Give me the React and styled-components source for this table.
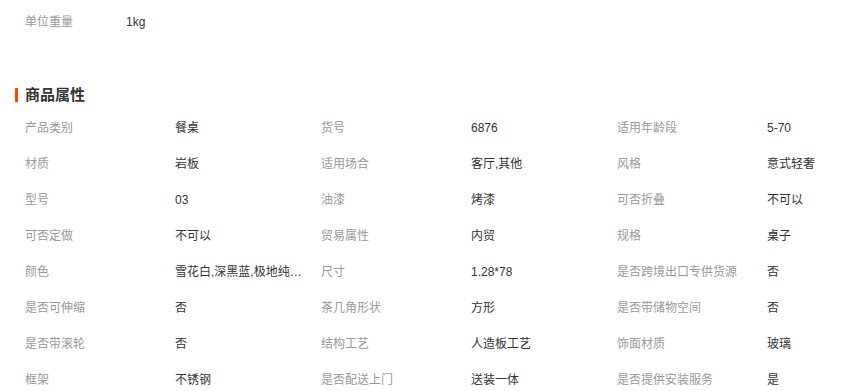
import React from 'react';
import styled, { createGlobalStyle } from 'styled-components';

const GlobalStyle = createGlobalStyle`
  body {
    margin: 0;
    background: #fff;
    font-family: "Liberation Sans", "Noto Sans CJK SC", sans-serif;
    font-size: 12px;
    color: #333;
    overflow: hidden;
  }
`;

const StyledWrapper = styled.div`
  width: 857px;
  padding-top: 4px;
`;

const StyledRow = styled.div`
  display: grid;
  grid-template-columns: 296px 296px 1fr;
  padding-left: 25px;
`;

const StyledPair = styled.div`
  display: flex;
  height: 36px;
  align-items: center;
  line-height: 16px;
  min-width: 0;
`;

const StyledLabel = styled.span`
  width: ${({ narrow }) => (narrow ? '101px' : '150px')};
  flex-shrink: 0;
  color: #999;
`;

const StyledValue = styled.span`
  max-width: 128px;
  color: #333;
  white-space: nowrap;
  overflow: hidden;
  text-overflow: ellipsis;
`;

const StyledHeading = styled.h3`
  position: relative;
  margin: 45px 0 5px;
  padding-left: 25px;
  height: 20px;
  line-height: 20px;
  font-size: 15px;
  font-weight: bold;
  color: #333;

  &::before {
    content: '';
    position: absolute;
    left: 15px;
    top: 3px;
    width: 3px;
    height: 14px;
    background: #ff4400;
  }
`;

const attributes = [
  ['产品类别', '餐桌'],
  ['货号', '6876'],
  ['适用年龄段', '5-70'],
  ['材质', '岩板'],
  ['适用场合', '客厅,其他'],
  ['风格', '意式轻奢'],
  ['型号', '03'],
  ['油漆', '烤漆'],
  ['可否折叠', '不可以'],
  ['可否定做', '不可以'],
  ['贸易属性', '内贸'],
  ['规格', '桌子'],
  ['颜色', '雪花白,深黑蓝,极地纯白,象牙白'],
  ['尺寸', '1.28*78'],
  ['是否跨境出口专供货源', '否'],
  ['是否可伸缩', '否'],
  ['茶几角形状', '方形'],
  ['是否带储物空间', '否'],
  ['是否带滚轮', '否'],
  ['结构工艺', '人造板工艺'],
  ['饰面材质', '玻璃'],
  ['框架', '不锈钢'],
  ['是否配送上门', '送装一体'],
  ['是否提供安装服务', '是'],
];

const Pair = ({ label, value, narrow }) => (
  <StyledPair>
    <StyledLabel narrow={narrow}>{label}</StyledLabel>
    <StyledValue title={value}>{value}</StyledValue>
  </StyledPair>
);

const App = () => (
  <StyledWrapper>
    <GlobalStyle />
    <StyledRow>
      <Pair label="单位重量" value="1kg" narrow />
    </StyledRow>
    <StyledHeading>商品属性</StyledHeading>
    <StyledRow>
      {attributes.map(([label, value]) => (
        <Pair key={label} label={label} value={value} />
      ))}
    </StyledRow>
  </StyledWrapper>
);

export default App;
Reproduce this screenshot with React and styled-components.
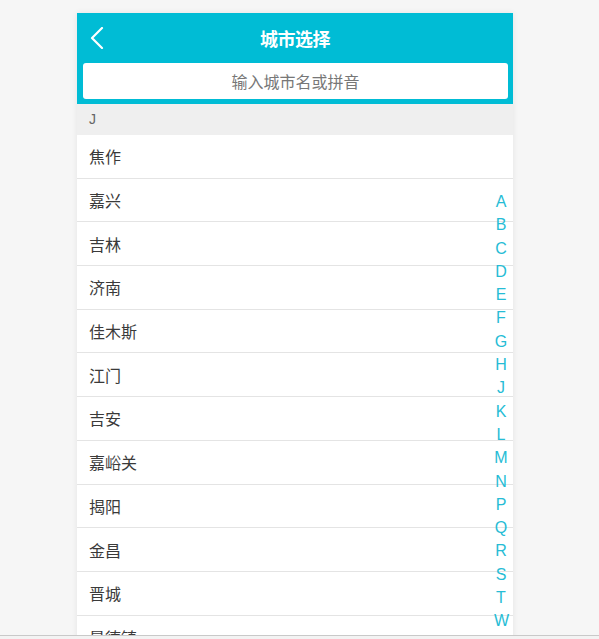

* * * *

EXERCISE REQUIREMENTS:
All of the records above must be copied exactly, except for the pictures.

SOLUTION TO THIS PROBLEM:
Give me the React and styled-components source for this table.
import React from 'react';
import styled, { createGlobalStyle } from 'styled-components';

const GlobalStyle = createGlobalStyle`
  body {
    margin: 0;
    background: #fff;
    font-family: "Liberation Sans", "Noto Sans CJK SC", sans-serif;
    font-size: 12px;
    color: #333;
    overflow: hidden;
  }
`;

const StyledWrapper = styled.div`
  width: 857px;
  padding-top: 4px;
`;

const StyledRow = styled.div`
  display: grid;
  grid-template-columns: 296px 296px 1fr;
  padding-left: 25px;
`;

const StyledPair = styled.div`
  display: flex;
  height: 36px;
  align-items: center;
  line-height: 16px;
  min-width: 0;
`;

const StyledLabel = styled.span`
  width: ${({ narrow }) => (narrow ? '101px' : '150px')};
  flex-shrink: 0;
  color: #999;
`;

const StyledValue = styled.span`
  max-width: 128px;
  color: #333;
  white-space: nowrap;
  overflow: hidden;
  text-overflow: ellipsis;
`;

const StyledHeading = styled.h3`
  position: relative;
  margin: 45px 0 5px;
  padding-left: 25px;
  height: 20px;
  line-height: 20px;
  font-size: 15px;
  font-weight: bold;
  color: #333;

  &::before {
    content: '';
    position: absolute;
    left: 15px;
    top: 3px;
    width: 3px;
    height: 14px;
    background: #ff4400;
  }
`;

const attributes = [
  ['产品类别', '餐桌'],
  ['货号', '6876'],
  ['适用年龄段', '5-70'],
  ['材质', '岩板'],
  ['适用场合', '客厅,其他'],
  ['风格', '意式轻奢'],
  ['型号', '03'],
  ['油漆', '烤漆'],
  ['可否折叠', '不可以'],
  ['可否定做', '不可以'],
  ['贸易属性', '内贸'],
  ['规格', '桌子'],
  ['颜色', '雪花白,深黑蓝,极地纯白,象牙白'],
  ['尺寸', '1.28*78'],
  ['是否跨境出口专供货源', '否'],
  ['是否可伸缩', '否'],
  ['茶几角形状', '方形'],
  ['是否带储物空间', '否'],
  ['是否带滚轮', '否'],
  ['结构工艺', '人造板工艺'],
  ['饰面材质', '玻璃'],
  ['框架', '不锈钢'],
  ['是否配送上门', '送装一体'],
  ['是否提供安装服务', '是'],
];

const Pair = ({ label, value, narrow }) => (
  <StyledPair>
    <StyledLabel narrow={narrow}>{label}</StyledLabel>
    <StyledValue title={value}>{value}</StyledValue>
  </StyledPair>
);

const App = () => (
  <StyledWrapper>
    <GlobalStyle />
    <StyledRow>
      <Pair label="单位重量" value="1kg" narrow />
    </StyledRow>
    <StyledHeading>商品属性</StyledHeading>
    <StyledRow>
      {attributes.map(([label, value]) => (
        <Pair key={label} label={label} value={value} />
      ))}
    </StyledRow>
  </StyledWrapper>
);

export default App;
Reproduce this screenshot with React and styled-components.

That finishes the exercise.